Si l’on doit citer un soufi pour l’importance de son oeuvre, c’est sûr il est question d’Ibn Arabi. Né en 1165 dans une famille d’aristocrates de l’Espagne arabe, Ibn Arabi bénéficie d’une formation classique en lettres arabes, théologie musulmane et musique. Il est contemporain du philosophe Ibn Rushd (Averroès) qu’il rencontrera lors d’une réception organisée par son père. Très tôt Ibn Arabi prend la route de la Mecque, il visite les villes importantes du Maghreb Fez, Tlemcen, Tunis et séjourne quelques temps au Moyen Orient avant de se rendre en pèlerinage à la Mecque.

En 1196, à Fez, Ibn Arabî reçoit une révélation de la part du prophète Mohamed, qui l’exhorte à chercher la vérité et atteindre à la sagesse. C’est le début pour Ibn Arabi d’un long cheminement intérieur que l’on pourrait maladroitement résumer à son poème « Religion de l’Amour »:

« Mon cœur est devenu capable d’accueillir toute forme. Il est pâturage pour gazelles et abbaye pour moines ! Il est un temple pour idoles et la Ka’ba pour qui en fait le tour, il est les tables de la Thora et aussi les feuillets du Coran! La religion que je professe est celle de l’Amour. Partout où ses montures se tournent, l’Amour est ma religion et ma foi. »

L’héritage d’Ibn Arabi est monumental, on lui prête l’écriture de plus de 800 ouvrages, ses poèmes sont toujours chantés aujourd’hui et ce largement grâce aux transmissions ancestrales des confréries soufies. Ces confréries au delà de l’aspect spirituel; sont de véritables institutions culturelles, elles forment aux lettres, à la musique et favorisent la transmission d’un héritage culturel et religieux. Ainsi malgré une transmission orale de la musique arabo-andalouse, celle-ci a pu résister aux assauts du temps et de la modernité.

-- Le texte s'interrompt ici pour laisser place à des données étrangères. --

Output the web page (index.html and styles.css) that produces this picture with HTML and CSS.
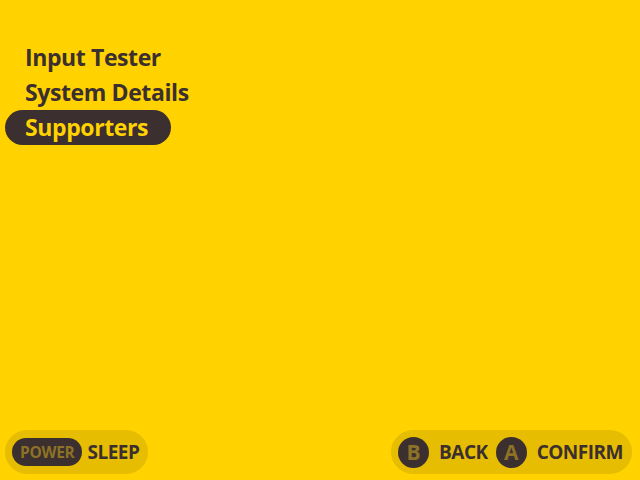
FILE: index.html
```html
<!DOCTYPE html>
<html>
<head>
<meta charset="utf-8">
<link rel="stylesheet" href="styles.css">
</head>
<body>
<div class="screen">
  <ul class="menu">
    <li class="item">Input Tester</li>
    <li class="item">System Details</li>
    <li class="item selected">Supporters</li>
  </ul>
  <div class="footer">
    <div class="hint">
      <span class="btn-pill">POWER</span>
      <span class="label">SLEEP</span>
    </div>
    <div class="hint">
      <span class="btn-circle">B</span>
      <span class="label">BACK</span>
      <span class="btn-circle">A</span>
      <span class="label">CONFIRM</span>
    </div>
  </div>
</div>
</body>
</html>
```
FILE: styles.css
```css
html, body {
  margin: 0;
  padding: 0;
}
body {
  background: #ffd200;
  font-family: "Open Sans", "DejaVu Sans", sans-serif;
  font-weight: 700;
  color: #3b2f2f;
}
.screen {
  width: 640px;
  height: 480px;
  display: flex;
  flex-direction: column;
  justify-content: space-between;
  box-sizing: border-box;
  padding: 40px 8px 6px 5px;
}
.menu {
  list-style: none;
  margin: 0;
  padding: 0;
  display: flex;
  flex-direction: column;
  align-items: flex-start;
}
.item {
  height: 35px;
  line-height: 34px;
  padding: 0 20px;
  font-size: 23px;
  letter-spacing: -0.4px;
  border-radius: 18px;
}
.item.selected {
  background: #3b2f2f;
  color: #ffd200;
  padding-right: 23px;
}
.footer {
  display: flex;
  justify-content: space-between;
  align-items: center;
}
.hint {
  display: flex;
  align-items: center;
  gap: 8px;
  height: 44px;
  padding: 0 9px 0 7px;
  background: #e6bd00;
  border-radius: 22px;
}
.btn-pill {
  height: 28px;
  line-height: 28px;
  padding: 0 8px;
  border-radius: 14px;
  background: #3b2f2f;
  color: #8c7226;
  font-size: 15.5px;
  letter-spacing: -0.3px;
  margin-right: -3px;
}
.btn-circle {
  width: 31px;
  height: 31px;
  line-height: 31px;
  border-radius: 50%;
  background: #3b2f2f;
  color: #8c7226;
  text-align: center;
  font-size: 21px;
  margin-right: 2px;
}
.label {
  font-size: 19px;
  letter-spacing: -0.5px;
  color: #3b2f2f;
}
```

Héritage soufi, l’heure de la modernité

Dans un monde où la consommation, la production et les extrémismes sont exaltés, le soufisme se réinvente mais ne négocie pas avec ce qui lui est essentiel: la quête du Beau et de la sagesse. De nouveaux d’artistes conscients du leg qui est fait, s’approprient ce patrimoine et l’adaptent aux goûts modernes. Yasmine Hamdan née en 1976, chanteuse et compositrice libanaise mêle la tradition musicale arabe avec des sonorités électro et des rythmes rock. Elle revendique les influences du soufisme dans ses interprétations, notamment du Ghazal, ce genre poétique d’origine perse qui chante les peines de l’amour.

Dans Souleyma, Yasmine interprète le plus beau poème (selon moi) de l’écrivain syrien Nawfal Bin Ghanem Elias. On doit la mélodie au compositeur libano-palestinien Cheikh Khaled Nasser Al Yafi héritier d’une longue tradition familiale de soufisme. Sur une mélodie qui crie l’agonie de l’amour, Yasmine Hamdan pose sa voix douce et ajoute du rythme funk à ce classique de la poésie arabe.

"Je me tiens à côté de ma tombe et puis ces mots:
Qui que je sois, Qui que je sois pour toi
Je t'ai trompé dans la vie, j'ai été futile
Je t'ai trahi amoureux et ne tu ne m'as pas trahi
[...]
Demain, quand je perdrai la vie, tu me suivras
Larmes scintillantes à l’œil, je le sais, tu me pardonneras. "

Le soufisme a également dépassé les frontières religieuses, ainsi Khalil Gibran, l’écrivain libanais et chrétien est parfois considéré comme un « soufi chrétien ». Si l’expression peut sembler exagérée, le soufisme étant par définition la mystique de l’Islam, on y voit l’influence du soufisme sur des artistes et penseurs arabes non musulmans.